The Austrian-born American pianist, Fannie [Fanny] Bloomfield-Zeisler, was born Fannie Blumenfeld in Bielitz, Austrian Silesia, and emigrated to the USA with her family at the age of 4 in 1867. The family settled in Chicago, Illinois, where they later changed their name to Bloomfield. She was the sister of Maurice Bloomfield and the aunt of Leonard Bloomfield. At the age of 6, before receiving any musical instruction, she began picking out tunes on the piano. Her first teachers were in Chicago: Bernard Ziehn and Carl Wolfsohn. In 1877, Annette Essipova, then on tour in the USA, heard her play and advised that she become a pupil of Theodor Leschetizky. Blumenfeld (as she then was) made her debut at the age of 11 in February 1875. In 1878, she returned to Austria to study in Vienna, under Theodor Leschetizky. While in Austria, she changed her name from Blumenfeld to Bloomfield.

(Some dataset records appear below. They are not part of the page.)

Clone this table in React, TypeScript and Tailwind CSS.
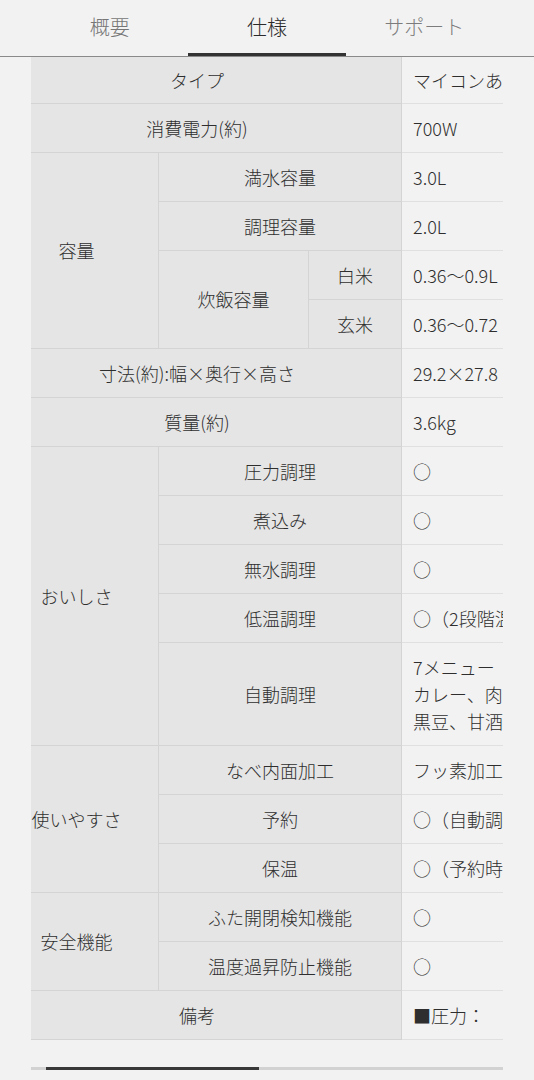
import React from "react";

const H = "bg-[#e5e5e5] border-r border-b border-[#d4d4d4] flex items-center justify-center text-center";
const V = "bg-[#f2f2f2] border-b border-[#e0e0e0] flex items-center pl-[11px] whitespace-nowrap";

export default function App() {
  return (
    <div className="min-h-screen w-full bg-[#f2f2f2] text-[#2e2e2e] font-light font-['Noto_Sans_CJK_JP','Noto_Sans',sans-serif]">
      <div className="h-[57px] border-b border-[#8a8a8a]">
        <div className="mx-[31px] w-[472px] flex h-full">
          <div className="flex-1 flex items-center justify-center pb-[2px] text-[20px] text-[#767676]">概要</div>
          <div className="flex-1 relative flex items-center justify-center pb-[2px] text-[20px] text-[#2a2a2a]">
            仕様
            <div className="absolute left-0 right-0 bottom-0 h-[3px] bg-[#333]" />
          </div>
          <div className="flex-1 flex items-center justify-center pb-[2px] text-[20px] text-[#7c7c7c]">サポート</div>
        </div>
      </div>

      <div className="ml-[31px] w-[472px] overflow-hidden">
        <div className="grid grid-cols-[128px_150px_93px_680px] grid-rows-[47px_repeat(11,49px)_103px_repeat(6,49px)] text-[18px] leading-[27px]">
          <div className={`${H} col-span-3 pr-[38px]`}>タイプ</div>
          <div className={V}>マイコンあり</div>

          <div className={`${H} col-span-3 pr-[38px]`}>消費電力(約)</div>
          <div className={V}>700W</div>

          <div className={`${H} row-span-4 pr-[36px]`}>容量</div>
          <div className={`${H} col-span-2`}>満水容量</div>
          <div className={V}>3.0L</div>
          <div className={`${H} col-span-2`}>調理容量</div>
          <div className={V}>2.0L</div>
          <div className={`${H} row-span-2`}>炊飯容量</div>
          <div className={H}>白米</div>
          <div className={V}>0.36〜0.9L</div>
          <div className={H}>玄米</div>
          <div className={V}>0.36〜0.72 L</div>

          <div className={`${H} col-span-3 pr-[38px]`}>寸法(約):幅×奥行×高さ</div>
          <div className={V}>29.2×27.8 ×27.0cm</div>

          <div className={`${H} col-span-3 pr-[38px]`}>質量(約)</div>
          <div className={V}>3.6kg</div>

          <div className={`${H} row-span-5 pr-[36px]`}>おいしさ</div>
          <div className={`${H} col-span-2`}>圧力調理</div>
          <div className={V}>○</div>
          <div className={`${H} col-span-2`}>煮込み</div>
          <div className={V}>○</div>
          <div className={`${H} col-span-2`}>無水調理</div>
          <div className={V}>○</div>
          <div className={`${H} col-span-2`}>低温調理</div>
          <div className={V}>○（2段階温度設定）</div>
          <div className={`${H} col-span-2`}>自動調理</div>
          <div className={V}>
            <div>
              7メニュー<br />
              カレー、肉じゃが、豚の角煮、<br />
              黒豆、甘酒、ヨーグルト、ローストビーフ
            </div>
          </div>

          <div className={`${H} row-span-3 pr-[36px]`}>使いやすさ</div>
          <div className={`${H} col-span-2`}>なべ内面加工</div>
          <div className={V}>フッ素加工</div>
          <div className={`${H} col-span-2`}>予約</div>
          <div className={V}>○（自動調理メニューのみ）</div>
          <div className={`${H} col-span-2`}>保温</div>
          <div className={V}>○（予約時のみ）</div>

          <div className={`${H} row-span-2 pr-[36px]`}>安全機能</div>
          <div className={`${H} col-span-2`}>ふた開閉検知機能</div>
          <div className={V}>○</div>
          <div className={`${H} col-span-2`}>温度過昇防止機能</div>
          <div className={V}>○</div>

          <div className={`${H} col-span-3 pr-[38px]`}>備考</div>
          <div className={V}>■圧力：　約70kPa</div>
        </div>
      </div>

      <div className="ml-[31px] w-[472px] mt-[27px] h-[3px] bg-[#d2d2d2] pl-[15px]">
        <div className="w-[213px] h-full bg-[#383838]" />
      </div>
    </div>
  );
}
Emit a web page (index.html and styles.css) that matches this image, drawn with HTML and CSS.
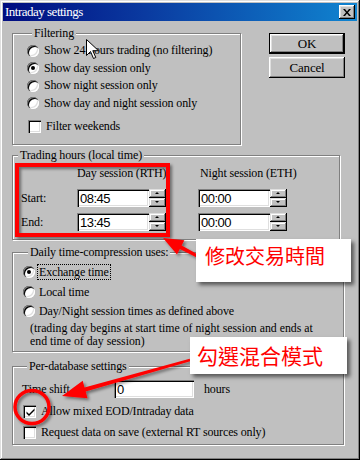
FILE: index.html
```html
<!DOCTYPE html>
<html lang="en">
<head>
    <meta charset="UTF-8">
    <title>Intraday settings</title>
    <link rel="stylesheet" href="styles.css">
</head>
<body>
    <div class="window">
        <div class="titlebar">
            <span class="title">Intraday settings</span>
            <span class="close">
                <svg width="8" height="7" viewBox="0 0 8 7"><path d="M0 0h2l2 2.5L6 0h2L5 3.5 8 7H6L4 4.5 2 7H0l3-3.5z" fill="#000"/></svg>
            </span>
        </div>

        <div class="content">
            <div class="top-row">
                <div class="group filtering">
                    <div class="group-title">Filtering</div>
                    <div class="options">
                        <div class="opt"><span class="radio"></span>Show 24 hours trading (no filtering)</div>
                        <div class="opt"><span class="radio on"></span>Show day session only</div>
                        <div class="opt"><span class="radio"></span>Show night session only</div>
                        <div class="opt"><span class="radio"></span>Show day and night session only</div>
                    </div>
                    <div class="opt check-row"><span class="check"></span>Filter weekends</div>
                </div>
                <div class="buttons">
                    <div class="btn default">OK</div>
                    <div class="btn">Cancel</div>
                </div>
            </div>

            <div class="group trading">
                <div class="group-title">Trading hours (local time)</div>
                <div class="hours-grid">
                    <span></span>
                    <span class="col-head">Day session (RTH)</span>
                    <span class="col-head night">Night session (ETH)</span>

                    <span class="row-label">Start:</span>
                    <div class="spin"><span class="field">08:45</span><span class="spin-btns"><span class="up"></span><span class="down"></span></span></div>
                    <div class="spin"><span class="field">00:00</span><span class="spin-btns"><span class="up"></span><span class="down"></span></span></div>

                    <span class="row-label">End:</span>
                    <div class="spin"><span class="field">13:45</span><span class="spin-btns"><span class="up"></span><span class="down"></span></span></div>
                    <div class="spin"><span class="field">00:00</span><span class="spin-btns"><span class="up"></span><span class="down"></span></span></div>
                </div>
            </div>

            <div class="group daily">
                <div class="group-title">Daily time-compression uses:</div>
                <div class="options">
                    <div class="opt"><span class="radio on"></span><span class="focus">Exchange time</span></div>
                    <div class="opt"><span class="radio"></span><span class="nofocus">Local time</span></div>
                    <div class="opt"><span class="radio"></span><span class="nofocus">Day/Night session times as defined above</span></div>
                </div>
                <p class="note">(trading day begins at start time of night session and ends at<br>end time of day session)</p>
            </div>

            <div class="group perdb">
                <div class="group-title">Per-database settings</div>
                <div class="shift-row">
                    <span class="shift-label">Time shift</span>
                    <span class="field shift-field">0</span>
                    <span class="unit">hours</span>
                </div>
                <div class="opt db-check"><span class="check on"><svg width="9" height="9" viewBox="0 0 9 9"><path d="M0.5 4.5l2.5 2.5 5.5-5.5v2L3 9 0.5 6.5z" fill="#000"/></svg></span>Allow mixed EOD/Intraday data</div>
                <div class="opt db-check"><span class="check"></span>Request data on save (external RT sources only)</div>
            </div>
        </div>

        <!-- annotations drawn over the dialog -->
        <svg class="marks" width="360" height="460" viewBox="0 0 360 460">
            <defs>
                <filter id="shade" x="-20%" y="-20%" width="150%" height="150%">
                    <feDropShadow dx="2" dy="2" stdDeviation="1.5" flood-color="#000" flood-opacity="0.45"/>
                </filter>
            </defs>
            <g filter="url(#shade)" fill="#ff0000">
                <rect x="17" y="165" width="151" height="70" fill="none" stroke="#ff0000" stroke-width="4"/>
                <polygon points="163,238 184.4,240.2 181.6,245.5 205.7,258.7 204.3,261.3 179.8,249.1 177,254.4"/>
                <polygon points="62,396 82.7,380.8 84.5,387.4 189.7,358.8 190.3,361.2 85.7,391.6 87.5,398.2"/>
                <ellipse cx="32" cy="407" rx="17" ry="16.5" fill="none" stroke="#ff0000" stroke-width="3.5"/>
            </g>
        </svg>
        <div class="callout first">修改交易時間</div>
        <div class="callout second">勾選混合模式</div>

        <svg class="pointer" width="13" height="21" viewBox="0 0 13 21">
            <path d="M0.5 0.5v16l4-4 3 7 2.3-1-3-6.8h5.7z" fill="#fff" stroke="#000" stroke-width="1"/>
        </svg>
    </div>
</body>
</html>
```

FILE: styles.css
```css
body {
    margin: 0;
    padding: 0;
}
.window {
    position: relative;
    width: 360px;
    height: 460px;
    box-sizing: border-box;
    background: #c0c0c0;
    box-shadow: inset -1px -1px #000, inset 1px 1px #dfdfdf, inset -2px -2px #808080, inset 2px 2px #fff;
    font-family: "Liberation Serif", serif;
    font-size: 12px;
    letter-spacing: -0.15px;
    color: #000;
    overflow: hidden;
}
.titlebar {
    display: flex;
    align-items: center;
    justify-content: space-between;
    margin: 3px 3px 0 3px;
    height: 18px;
    padding: 0 2px 0 2px;
    background: linear-gradient(90deg, #000c80, #0a3aa0 40%, #1084d0);
}
.title {
    color: #fff;
    font-size: 13px;
    letter-spacing: -0.5px;
}
.close {
    display: flex;
    align-items: center;
    justify-content: center;
    width: 16px;
    height: 14px;
    background: #c0c0c0;
    box-shadow: inset -1px -1px #000, inset 1px 1px #fff, inset -2px -2px #808080, inset 2px 2px #dfdfdf;
}
.content {
    padding: 12px 0 0 12px;
}
.top-row {
    display: flex;
    align-items: flex-start;
}

/* group boxes */
.group {
    border: 1px solid #808080;
    box-shadow: inset 1px 1px #fff, 1px 1px #fff;
    box-sizing: border-box;
}
.group-title {
    width: fit-content;
    margin: -8px 0 0 5px;
    padding: 0 2px;
    line-height: 14px;
    height: 14px;
    background: #c0c0c0;
}
.filtering {
    width: 229px;
    height: 112px;
    padding-left: 14px;
}
.filtering .options {
    margin-top: 2px;
}
.opt {
    display: flex;
    align-items: center;
    height: 17.5px;
    white-space: nowrap;
}
.check-row {
    margin-top: 6px;
}
.check-row .check {
    margin-left: 1px;
}
.radio {
    position: relative;
    flex: none;
    width: 12px;
    height: 12px;
    margin-right: 5px;
    border-radius: 50%;
    background: #fff;
    box-shadow: inset 1px 1px #808080, inset 2px 2px #000, inset -1px -1px #fff, inset -2px -2px #dfdfdf;
}
.radio.on::after {
    content: "";
    position: absolute;
    left: 4px;
    top: 4px;
    width: 4px;
    height: 4px;
    border-radius: 50%;
    background: #000;
}
.check {
    display: flex;
    align-items: center;
    justify-content: center;
    flex: none;
    width: 13px;
    height: 13px;
    margin-right: 5px;
    background: #fff;
    box-shadow: inset 1px 1px #808080, inset 2px 2px #000, inset -1px -1px #fff, inset -2px -2px #dfdfdf;
}
.check svg {
    margin: 1px 0 0 1px;
}

/* buttons */
.buttons {
    display: flex;
    flex-direction: column;
    gap: 3px;
    margin-left: 28px;
}
.btn {
    width: 76px;
    height: 21px;
    box-sizing: border-box;
    line-height: 21px;
    text-align: center;
    font-size: 13px;
    box-shadow: inset -1px -1px #000, inset 1px 1px #fff, inset -2px -2px #808080, inset 2px 2px #dfdfdf;
}
.btn.default {
    box-shadow: inset 0 0 0 1px #000, inset -2px -2px #000, inset 2px 2px #fff, inset -3px -3px #808080, inset 3px 3px #dfdfdf;
}

/* trading hours */
.trading {
    width: 328px;
    height: 85px;
    margin-top: 10px;
}
.hours-grid {
    display: grid;
    grid-template-columns: 56px 121px 89px;
    grid-template-rows: 17px 18px 18px;
    row-gap: 6px;
    align-items: center;
    margin: 4px 0 0 8px;
}
.hours-grid .col-head {
    align-self: start;
    line-height: 14px;
    white-space: nowrap;
}
.hours-grid .night {
    padding-left: 2px;
}
.spin {
    display: flex;
    width: 89px;
    height: 18px;
}
.field {
    display: flex;
    align-items: center;
    box-sizing: border-box;
    height: 100%;
    padding: 0 2px 0 3px;
    background: #fff;
    font-family: "Liberation Sans", sans-serif;
    font-size: 13px;
    letter-spacing: -0.5px;
    box-shadow: inset 1px 1px #808080, inset 2px 2px #000, inset -1px -1px #fff, inset -2px -2px #dfdfdf;
}
.spin .field {
    width: 72px;
}
.spin-btns {
    display: flex;
    flex-direction: column;
    width: 17px;
    height: 18px;
    box-shadow: inset 0 -1px #fff;
}
.spin-btns span {
    position: relative;
    flex: 1;
    box-shadow: inset -1px -1px #000, inset 1px 1px #dfdfdf, inset -2px -2px #808080, inset 2px 2px #fff;
    background: #c0c0c0;
}
.spin-btns span::after {
    content: "";
    position: absolute;
    left: 6px;
    top: 3px;
    border-left: 2px solid transparent;
    border-right: 2px solid transparent;
}
.spin-btns .up::after {
    border-bottom: 2px solid #000;
}
.spin-btns .down::after {
    border-top: 2px solid #000;
}

/* daily compression */
.daily {
    width: 332px;
    height: 100px;
    margin-top: 12px;
    padding-left: 10px;
}
.daily .options {
    margin-top: 3.5px;
}
.daily .opt {
    height: 19.5px;
}
.daily .radio {
    margin-right: 2px;
}
.focus, .nofocus {
    padding: 0 1px;
    line-height: 14px;
    border: 1px dotted transparent;
}
.focus {
    border-color: #000;
}
.note {
    margin: 1px 0 0 7px;
    font-size: 11.8px;
    letter-spacing: 0;
    line-height: 12.5px;
}

/* per-database */
.perdb {
    width: 332px;
    height: 79px;
    margin-top: 14px;
    padding-left: 9px;
}
.shift-row {
    display: flex;
    align-items: center;
    height: 20px;
    margin-top: 6px;
}
.shift-label {
    width: 92px;
}
.shift-field {
    width: 80px;
    height: 18px;
}
.unit {
    margin-left: 10px;
}
.db-check {
    height: 21px;
    margin-left: 1px;
}
.perdb .shift-row + .db-check {
    margin-top: 1.5px;
}

/* annotations */
.marks {
    position: absolute;
    left: 0;
    top: 0;
    pointer-events: none;
}
.callout {
    position: absolute;
    box-sizing: border-box;
    background: #fff;
    color: #ff0000;
    font-family: "Noto Sans CJK TC", "Noto Sans CJK SC", sans-serif;
    font-size: 20px;
    letter-spacing: 0;
    box-shadow: 3px 3px 4px rgba(0, 0, 0, 0.55);
}
.callout.first {
    left: 196px;
    top: 239px;
    width: 155px;
    height: 43px;
    padding: 3px 0 0 9px;
    line-height: 28px;
}
.callout.second {
    left: 190px;
    top: 337px;
    width: 157px;
    height: 37px;
    padding: 4px 0 0 7px;
    line-height: 28px;
    font-size: 21px;
}
.pointer {
    position: absolute;
    left: 86px;
    top: 39px;
}
```
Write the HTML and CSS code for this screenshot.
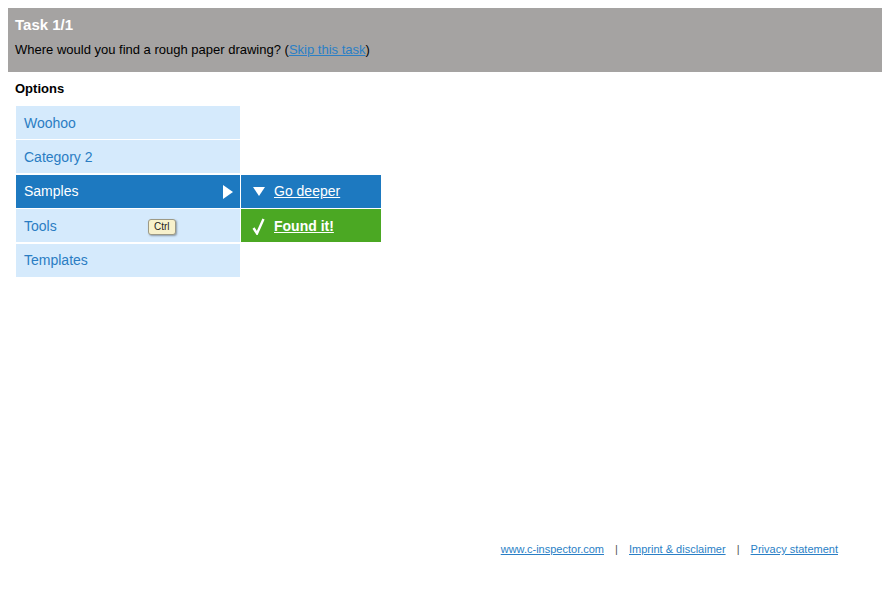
FILE: index.html
```
<!DOCTYPE html>
<html lang="en">
<head>
    <meta charset="utf-8" />
    <title>Task 1/1</title>
    <link rel="stylesheet" href="styles.css">
</head>
<body>
    <div class="task-bar">
        <h1>Task 1/1</h1>
        <p>Where would you find a rough paper drawing? (<a href="#">Skip this task</a>)</p>
    </div>
    <main class="options">
        <h2>Options</h2>
        <div class="tree">
            <ul class="level">
                <li><a href="#">Woohoo</a></li>
                <li><a href="#">Category 2</a></li>
                <li class="open"><a href="#">Samples</a><span class="arrow"></span></li>
                <li><a href="#">Tools</a><span class="kbd">Ctrl</span></li>
                <li><a href="#">Templates</a></li>
            </ul>
            <ul class="level sub">
                <li class="spacer"></li>
                <li class="spacer"></li>
                <li class="deeper"><span class="down"></span><a href="#">Go deeper</a></li>
                <li class="found">
                    <svg class="check" width="13" height="17" viewBox="0 0 13 17"><polyline points="1.5,10 5,15.5 11.5,1" fill="none" stroke="#fff" stroke-width="2.4" /></svg>
                    <a href="#">Found it!</a>
                </li>
            </ul>
        </div>
    </main>
    <footer>
        <a href="#">www.c-inspector.com</a>
        <span class="sep">|</span>
        <a href="#">Imprint &amp; disclaimer</a>
        <span class="sep">|</span>
        <a href="#">Privacy statement</a>
    </footer>
</body>
</html>
```

FILE: styles.css
```
:root {
    --blue: #1d79c0;
    --light: #d5eafc;
    --link: #2a7fc6;
}
body {
    margin: 8px 0 8px 8px;
    font-family: "Liberation Sans", Arial, sans-serif;
    color: #000;
    background: #fff;
}
a {
    color: var(--link);
}
.task-bar {
    background: #a5a3a2;
    height: 64px;
    padding: 8px 7px 0;
    box-sizing: border-box;
}
.task-bar h1 {
    margin: 0;
    font-size: 15px;
    line-height: 18px;
    color: #fff;
}
.task-bar p {
    margin: 8px 0 0;
    font-size: 13px;
    line-height: 16px;
}
.options {
    padding: 0 8px;
    height: 462px;
}
.options h2 {
    font-size: 13px;
    line-height: 16px;
    margin: 9px 0 9px -1px;
}
.tree {
    display: flex;
    gap: 1px;
}
.level {
    list-style: none;
    margin: 0;
    padding: 0;
    width: 224px;
}
.level li {
    position: relative;
    height: 33px;
    margin-bottom: 1.4px;
    background: var(--light);
    font-size: 14px;
    line-height: 33px;
    padding: 1px 0 0 8px;
    box-sizing: border-box;
    display: flex;
    align-items: center;
}
.level li a {
    text-decoration: none;
    color: #2a7dc3;
}
.level li.open {
    background: var(--blue);
}
.level li.open a {
    color: #fff;
}
.arrow {
    position: absolute;
    right: 7px;
    top: 10px;
    width: 0;
    height: 0;
    border-top: 7px solid transparent;
    border-bottom: 7px solid transparent;
    border-left: 10px solid #fff;
}
.kbd {
    position: absolute;
    left: 132px;
    top: 10px;
    font-size: 10px;
    line-height: 14px;
    padding: 0 5px;
    background: #f7f1cc;
    border: 1px solid #9d9a86;
    border-radius: 3px;
    box-shadow: 1px 1px 2px rgba(0, 0, 0, 0.35);
    color: #222;
}
.sub {
    width: 140px;
}
.sub li.spacer {
    background: none;
}
.sub li.deeper {
    background: var(--blue);
    padding-left: 12px;
}
.sub li.found {
    background: #4ba823;
    padding-left: 11px;
}
.sub li a {
    color: #fff;
    text-decoration: underline;
}
.sub li.found a {
    font-weight: bold;
}
.down {
    width: 0;
    height: 0;
    border-left: 6px solid transparent;
    border-right: 6px solid transparent;
    border-top: 9px solid #fff;
    margin-right: 9px;
}
.check {
    margin-right: 9px;
}
footer {
    text-align: right;
    padding-right: 44px;
    font-size: 11px;
    color: #555;
}
footer a {
    color: var(--link);
}
footer .sep {
    margin: 0 8px;
}
```
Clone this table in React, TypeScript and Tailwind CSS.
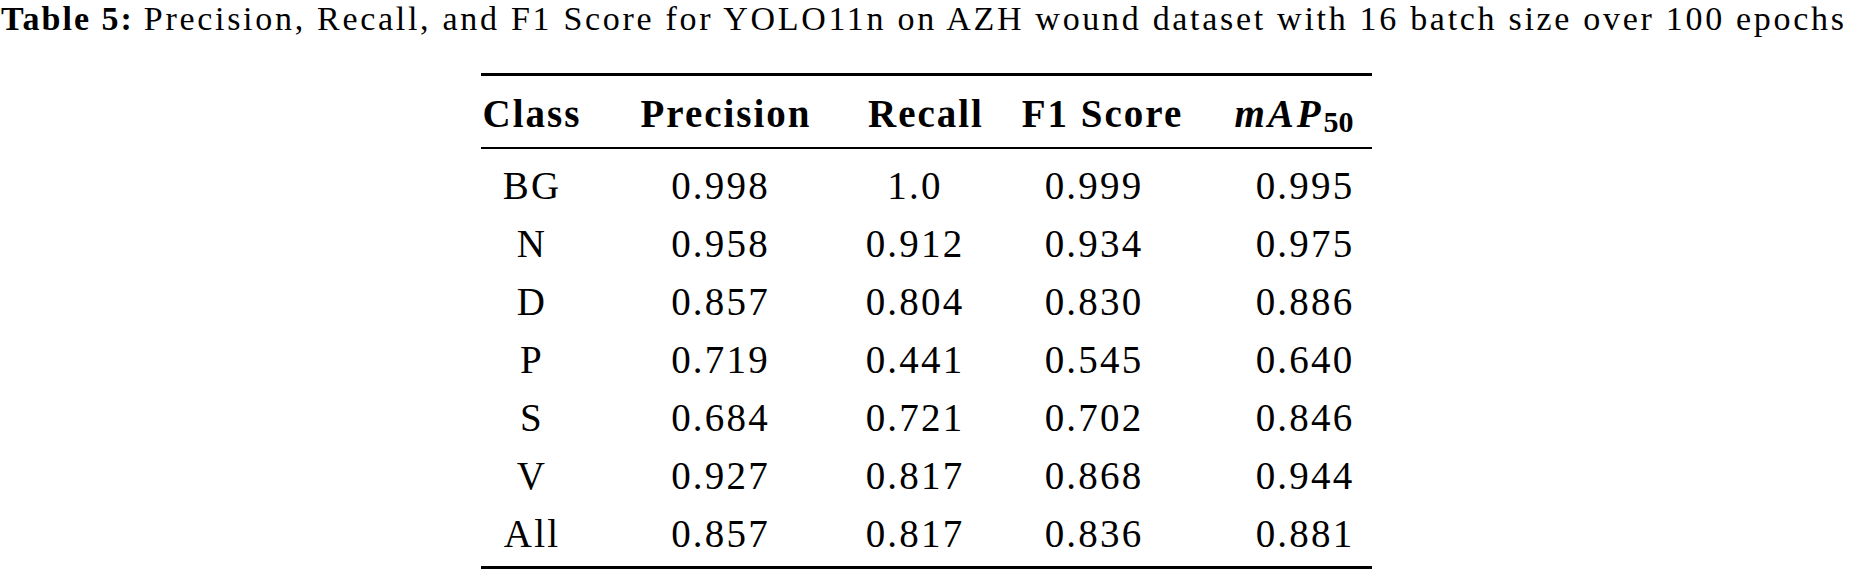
import React from "react";

const rows: [string, string, string, string, string][] = [
  ["BG", "0.998", "1.0", "0.999", "0.995"],
  ["N", "0.958", "0.912", "0.934", "0.975"],
  ["D", "0.857", "0.804", "0.830", "0.886"],
  ["P", "0.719", "0.441", "0.545", "0.640"],
  ["S", "0.684", "0.721", "0.702", "0.846"],
  ["V", "0.927", "0.817", "0.868", "0.944"],
  ["All", "0.857", "0.817", "0.836", "0.881"],
];

const grid = "grid grid-cols-[102px_275px_114px_244px_156px]";

export default function App() {
  return (
    <div className="w-[1854px] h-[573px] bg-white text-black overflow-hidden font-['Liberation_Serif',serif]">
      <div className="h-[38px] leading-[38px] text-[34px] whitespace-nowrap pl-[1px] tracking-[2.7px]">
        <span className="font-bold tracking-[2px]">Table 5:</span>
        <span className="inline-block w-[10px]"></span>
        <span>
          Precision, Recall, and F1 Score for YOLO11n on AZH wound dataset with 16 batch size over 100 epochs
        </span>
      </div>

      <div className="ml-[481px] w-[891px] mt-[35px]">
        <div className="h-[3px] bg-black"></div>
        <div className={`${grid} h-[71px] pt-[4px] leading-[67px] text-[39px] font-bold tracking-[2px]`}>
          <div className="text-center">Class</div>
          <div className="text-center pl-[11px]">Precision</div>
          <div className="text-center pl-[10px]">Recall</div>
          <div className="text-center pl-[17px]">F1 Score</div>
          <div className="text-center whitespace-nowrap">
            <span className="italic tracking-[3px]">mAP</span>
            <sub className="text-[30px] not-italic tracking-normal relative top-[5px]">50</sub>
          </div>
        </div>
        <div className="h-[2px] bg-black"></div>
        <div className="pt-[8px]">
          {rows.map((r) => (
            <div key={r[0]} className={`${grid} h-[58px] leading-[58px] text-[39px] tracking-[2.2px]`}>
              <div className="text-center">{r[0]}</div>
              <div className="text-center">{r[1]}</div>
              <div className="text-center">{r[2]}</div>
              <div className="text-center">{r[3]}</div>
              <div className="text-center pl-[22px]">{r[4]}</div>
            </div>
          ))}
        </div>
        <div className="h-[3px] bg-black mt-[3px]"></div>
      </div>
    </div>
  );
}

At the expiration of five years she returned to the USA, where, from 1883 to 1893, Fannie Bloomfield repeatedly gave recitals, playing with all the leading orchestras throughout the country. She performed in concert in Chicago in April 1884. In January 1885, she debuted in New York City. In 1893 she made a tour through Europe; and such was her success at Berlin, Leipzig, Frankfurt, Vienna, and elsewhere, that she prolonged her stay abroad until 1895. During the season 1895-1896 she gave upward of 50 concerts in America, and in 1897 made a tour of the Pacific states. In 1898 she again went abroad, and gave a series of concerts in Great Britain and France. Around the turn of the century, she made piano rolls of various piano compositions, Frédéric Chopin's Waltz No. 11 in G minor and L.v. Beethoven's Piano Sonata, Op. 111 being among them. Her last performance was in February 1925 in Chicago. She played L.v. Beethoven's Andante Favori and concertos by F. Chopin and Robert Schumann.
Fannie Bloomfeld married the attorney Sigmund Zeisler in 1885. In 1888, she returned to Vienna to study with Leschetizky. She also began to tour in Europe and the USA, with the Chicago Symphony Orchestra. The Zeislers had three sons: Leonard, Paul and Ernest.
Unlike Padrewski, Artur Rubinstein, and Vladimir Horowitz, Fannie Bloomfield-Zeisler's name is not one that immediately springs to mind when the subject of the great pianists of the early 20th century is broached. Her name is most likely to be known to those who collect piano rolls, are well-versed in the histories of recital pianists, or have heard her piano roll performances reproduced from LP records. In her own day, however, Zeisler would have been one of the first pianists music fans would have thought of. Among her contemporaries were Ferruccio Busoni, Sergei Rachmaninov, and Moriz Rosenthal, all still in their prime and touring widely. This generation of pianists regarded Zeisler as an equal in terms of pianism.
Fannie Bloomfield-Zeisler only made piano rolls, never pursuing the alternate method of making phonograph recordings. Zeisler's rolls were made for Welte-Mignon, the Welte system being the reproducing roll device of choice for concert pianists, as it recorded a maximum amount of the player's touch, pedaling, and degrees of volume. Zeisler was a player equipped with a tremendous amount of strength in her arms. Her F. Chopin is quite different from the norm established nowadays - a lot of it is loud, played with energy and gusto, in the manner of Franz Liszt. Zeisler's turbulent and stormy L.v. Beethoven's Piano Sonata, Op. 111, is a marvel. The encore pieces, some rather rare, are delightful and interpreted with an ear toward variety of approach.